Indeed, GMC spent $287,000 in measured media for Suburban during the first nine months of 1999, according to Competitive Media Reporting. GMC's Sierra pickup, redesigned for the 1999 model year, got the biggest GMC outlay in that period -- $55.5 million.

Lowe Lintas & Partners Worldwide, New York, created Yukon XL's TV and print ads that broke in mid-January. In a 30-second spot, the 1999 Suburban morphs into the 2000 Yukon XL. The XL which stands for extra large. The model is also getting a significant magazine push, which includes spreads and page ads, Ms. Moody said.

That's a switch for GM, which in 1998 questioned the effectiveness of spreads and nearly stopped buying them altogether.

But big SUVs "played best in spreads," Ms. Moody said, adding that prospects for the premium SUVs spend more time reading magazines than watching TV.


Late in the first quarter, the XL's smaller version, the Yukon, will be launched. GMC will advertise the two together in spreads and page ads, Ms.
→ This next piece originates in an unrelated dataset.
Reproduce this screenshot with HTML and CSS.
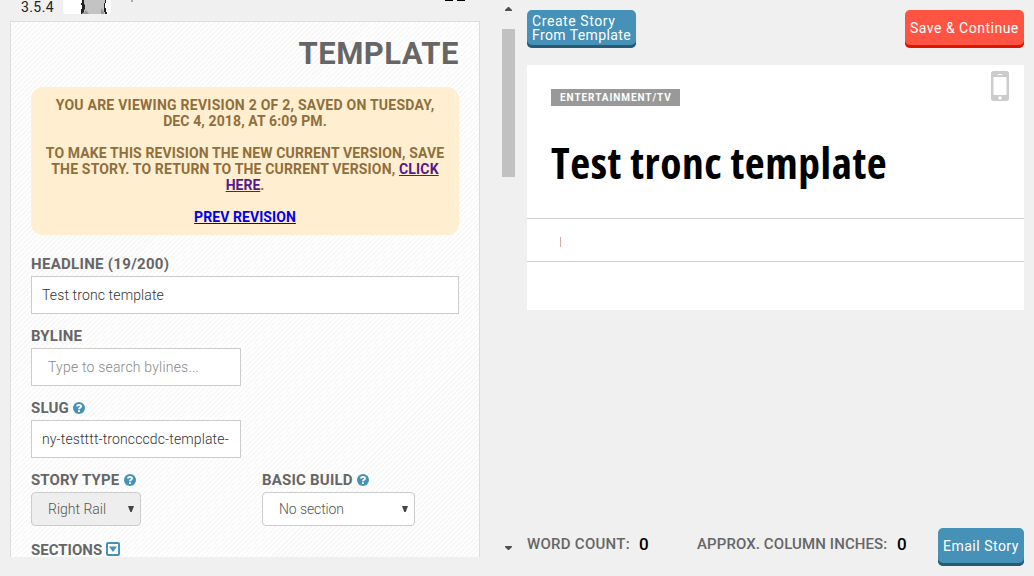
FILE: index.html
```html
<!DOCTYPE html>
<html lang="en">
<head>
<meta charset="utf-8">
<title>Template</title>
<link rel="stylesheet" href="styles.css">
</head>
<body>
<div class="app">
  <div class="editor">
    <div class="topbar">
      <span class="version">3.5.4</span>
      <svg class="avatar" width="48" height="14" viewBox="0 0 48 14"><path d="M0 0H48V11Q48 14 45 14H3Q0 14 0 11Z" fill="#fff"/><path d="M20 0H42V14H20Z" fill="#c3c3c3"/><path d="M19 0h2v4l1 1v4l-1 1v2l-2 2h-1V9h1V5h-1V3h1zM42 0h1v3h-1v5h1v4h1v2h-2v-2h-1V3h1z" fill="#222"/><path d="M20 14l3-4 3 4zM38 14V8l3 4v2z" fill="#999"/></svg>
      <svg class="marks" width="340" height="4" viewBox="0 0 340 4"><path d="M6 0h2v2H6z" fill="#aaa"/><path d="M320 0h8v1h-8zM332 0h8v1h-8z" fill="#000"/></svg>
    </div>
    <form class="panel">
      <h1 class="panel-title">TEMPLATE</h1>
      <div class="notice">
        <p><span class="n1">YOU ARE VIEWING REVISION 2 OF 2, SAVED ON TUESDAY,</span><br><span class="n2">DEC 4, 2018, AT 6:09 PM.</span></p>
        <p><span class="n3">TO MAKE THIS REVISION THE NEW CURRENT VERSION, SAVE</span><br><span class="n4">THE STORY. TO RETURN TO THE CURRENT VERSION, <a class="visited" href="#">CLICK</a></span><br><a class="visited" href="#">HERE</a>.</p>
        <p><a class="prev" href="#">PREV REVISION</a></p>
      </div>
      <div class="label first"><span class="l-headline">HEADLINE (19/200)</span></div>
      <div class="input"><span class="t-headline">Test tronc template</span></div>
      <div class="label"><span class="l-byline">BYLINE</span></div>
      <div class="input short hint"><span class="t-byline">Type to search bylines...</span></div>
      <div class="label"><span class="l-slug">SLUG</span><svg class="help" viewBox="0 0 12 12"><circle cx="6" cy="6" r="6"/><path d="M4 4.6C4 2.4 8 2.3 8 4.4 8 5.8 6 5.6 6 7.2M6 8.2V10"/></svg></div>
      <div class="input short"><span class="t-slug">ny-testttt-troncccdc-template-</span></div>
      <div class="row">
        <div class="col">
          <div class="label"><span class="l-type">STORY TYPE</span><svg class="help" viewBox="0 0 12 12"><circle cx="6" cy="6" r="6"/><path d="M4 4.6C4 2.4 8 2.3 8 4.4 8 5.8 6 5.6 6 7.2M6 8.2V10"/></svg></div>
          <div class="select type"><span>Right Rail</span><svg width="6" height="7" viewBox="0 0 6 7"><path d="M0 0H6L3.7 6H2.3Z" fill="#444"/></svg></div>
        </div>
        <div class="col">
          <div class="label"><span class="l-build">BASIC BUILD</span><svg class="help" viewBox="0 0 12 12"><circle cx="6" cy="6" r="6"/><path d="M4 4.6C4 2.4 8 2.3 8 4.4 8 5.8 6 5.6 6 7.2M6 8.2V10"/></svg></div>
          <div class="select build"><span class="t-build">No section</span><svg width="6" height="7" viewBox="0 0 6 7"><path d="M0 0H6L3.7 6H2.3Z" fill="#444"/></svg></div>
        </div>
      </div>
      <div class="label sections"><span>SECTIONS</span><svg class="toggle" width="14" height="14" viewBox="0 0 14 14"><rect x="1" y="1" width="12" height="12" rx="1" fill="#fff" stroke="#4591b8" stroke-width="2"/><path d="M3 4.5h8L7 10z" fill="#4591b8"/></svg></div>
    </form>
  </div>
  <div class="scrollbar">
    <svg width="7" height="4" viewBox="0 0 7 4"><path d="M0 4V3L3 0H4L7 3V4Z" fill="#505050"/></svg>
    <div class="thumb"></div>
    <svg class="down" width="7" height="4" viewBox="0 0 7 4"><path d="M0 0V1L3 4H4L7 1V0Z" fill="#505050"/></svg>
  </div>
  <div class="preview">
    <div class="actions">
      <div class="btn create"><span><span class="wide">Create Story</span><br>From Template</span></div>
      <div class="btn save"><span>Save &amp; Continue</span></div>
    </div>
    <div class="card">
      <div class="card-head">
        <div class="tag"><span>ENTERTAINMENT/TV</span></div>
        <svg class="phone" width="18" height="30" viewBox="0 0 18 30"><rect width="18" height="30" rx="2.5" fill="#ccc"/><path d="M2.5 6h13v18h-13zM7 3h4v1H7z" fill="#fff"/><circle cx="9" cy="27" r="1.8" fill="#fff"/></svg>
      </div>
      <h2 class="headline">Test tronc template</h2>
      <div class="body-line"><div class="caret"></div></div>
    </div>
    <div class="footer">
      <span class="stat words">WORD COUNT:</span><span class="num">0</span>
      <span class="stat inches">APPROX. COLUMN INCHES:</span><span class="num">0</span>
      <div class="btn email"><span>Email Story</span></div>
    </div>
  </div>
</div>
</body>
</html>
```
FILE: styles.css
```css
* { box-sizing: border-box; }
body { margin: 0; background: #f0f0f0; font-family: Roboto, "Liberation Sans", sans-serif; font-size: 14px; white-space: nowrap; }
h1, h2, p { margin: 0; }
svg { display: block; flex: none; }
.app { display: flex; width: 1034px; height: 576px; overflow: hidden; }
.editor { width: 502px; height: 557px; padding-left: 10px; }
.topbar { height: 21px; display: flex; align-items: flex-start; padding-left: 11px; }
.version { width: 42px; font-size: 14px; line-height: 16px; margin-top: -1px; color: #222; letter-spacing: 0.4px; }
.marks { margin-left: 14px; }
.panel { width: 470px; height: 536px; border: 1px solid #ddd; border-bottom: 0; padding: 0 20px; background: repeating-linear-gradient(135deg, #fff 0 1.8px, #f8f8f8 1.8px 3.54px); }
.panel-title { height: 65px; line-height: 63px; text-align: right; font-size: 31px; font-weight: 700; color: #666; letter-spacing: 0.5px; }
.notice { width: 428px; height: 148px; padding: 10px 0; border-radius: 12px; background: #ffeed0; color: #8f6f3c; text-align: center; font-weight: 700; font-size: 14px; line-height: 16px; }
.notice p + p { margin-top: 16px; }
.n1 { letter-spacing: 0.25px; }
.n2 { letter-spacing: 0.12px; }
.n3 { letter-spacing: 0.12px; }
.n4 { letter-spacing: 0.17px; }
.prev { letter-spacing: 0.08px; }
a { color: #00e; }
a.visited { color: #551a8b; }
.label { height: 34px; padding-top: 11px; line-height: 22px; display: flex; font-size: 15px; font-weight: 700; color: #666; }
.label.first { height: 41px; padding-top: 18px; }
.label.sections { height: 31px; padding-top: 15px; line-height: 18px; }
.l-headline { letter-spacing: 0.3px; }
.l-byline { letter-spacing: 0.2px; }
.l-slug { letter-spacing: 0.15px; }
.l-type { letter-spacing: 0.08px; }
.l-build { letter-spacing: 0.2px; }
.help { width: 12px; height: 12px; margin: 5px 0 0 4.5px; fill: #4591b8; }
.help path { fill: none; stroke: #fff; stroke-width: 1.9; }
.toggle { margin: 1px 0 0 4px; }
.input { height: 38px; border: 1px solid #ccc; background: #fff; padding-left: 10px; line-height: 37px; color: #333; font-weight: 300; overflow: hidden; }
.t-headline { letter-spacing: 0.13px; }
.t-byline { letter-spacing: 0.2px; }
.t-slug { letter-spacing: 0.13px; }
.t-build { letter-spacing: -0.1px; }
.short { width: 210px; }
.hint { padding-left: 16px; color: #888; }
.row { display: flex; }
.col { width: 231px; flex: none; }
.col + .col { width: 153px; }
.select { height: 34px; border: 1px solid #ccc; border-radius: 4px; background: #fff; display: flex; align-items: center; justify-content: space-between; padding: 0 6px 0 16px; color: #555; font-weight: 300; }
.type { width: 110px; background: #eee; }
.build { width: 153px; }
.scrollbar { width: 13px; height: 557px; display: flex; flex-direction: column; align-items: center; padding: 7px 0; }
.thumb { width: 13px; height: 148px; margin-top: 18px; background: #c1c1c1; }
.down { margin-top: auto; }
.preview { width: 519px; padding: 10px 10px 10px 12px; display: flex; flex-direction: column; }
.actions { display: flex; justify-content: space-between; height: 55px; }
.btn { height: 38px; border-radius: 5px; padding: 0 0 3px 5px; display: flex; align-items: center; line-height: 14px; color: #fff; background: #4591b8; box-shadow: inset 0 -3px #285a72; flex: none; letter-spacing: 0.5px; }
.create { width: 109px; letter-spacing: 0.4px; }
.wide { letter-spacing: 0.58px; }
.save { width: 119px; background: #ff5444; box-shadow: inset 0 -3px #dc1600; }
.card { height: 245px; background: #fff; }
.card-head { height: 48px; padding: 6px 15px 0 24px; display: flex; justify-content: space-between; }
.tag { width: 129px; height: 17px; margin-top: 18px; padding-left: 9px; line-height: 17px; background: #999; color: #fff; font-size: 10px; font-weight: 700; letter-spacing: 0.93px; }
.headline { height: 105px; padding-left: 24px; line-height: 100px; font-family: "Open Sans", sans-serif; font-weight: 700; font-stretch: 75%; font-size: 43.5px; letter-spacing: 0.55px; color: #000; }
.body-line { height: 44px; border: solid #ccc; border-width: 1px 0; padding: 18px 33px; }
.caret { width: 1px; height: 10px; background: #d6a9a9; }
.footer { margin-top: auto; height: 38px; display: flex; }
.stat { font-size: 15px; font-weight: 500; line-height: 32px; color: #666; }
.words { width: 112px; letter-spacing: 0.27px; }
.inches { width: 200px; letter-spacing: 0.1px; }
.num { width: 58px; font-size: 17px; font-weight: 500; line-height: 33px; color: #000; }
.inches + .num { width: 20px; }
.email { width: 86px; margin-left: auto; }
```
Moody said. Hoping to attract more female buyers, GMC plans to add more women-oriented books in March and April.

Castor Advertising, New York, is working on Hispanic-targeted TV spots for Yukon XL. Ms. Moody said that campaign will run in eight key markets part of an overall brand initiative to step up advertising to multicultural buyers.

For its Envoy sport utility vehicle, the marketer launched a campaign Jan. 29, via GMC's African-American agency, Wimbley Group, Itasca, Ill. The TV campaign compares the Envoy's attributes to that of U.S. Track & Field Olympic-medal hopeful Marion Jones. She will appear in Envoy print ads, direct mail, on GMC's Web site and in personal appearances.


Envoy will also be title sponsor of two upcoming, televised track and field Olympic qualifying events. The deal is an extension of GM's long-term sponsorship of U.S. Olympic teams and its media deal with Olympic broadcaster NBC.

"When we tried to imagine who the physical manifestation of the Envoy was, the perfect fit was Marion Jones," said Envoy Brand Manager Tony DiSalle. "Marion and the GMC Envoy are the embodiment of where beauty meets brawn."

GMC's products are among the top 10 models new vehicle buyers shop for, said George Peterson, president of consultant AutoPacific. GMC sold 521,294 trucks last year vs. 450,783 in 1998, according to Automotive News.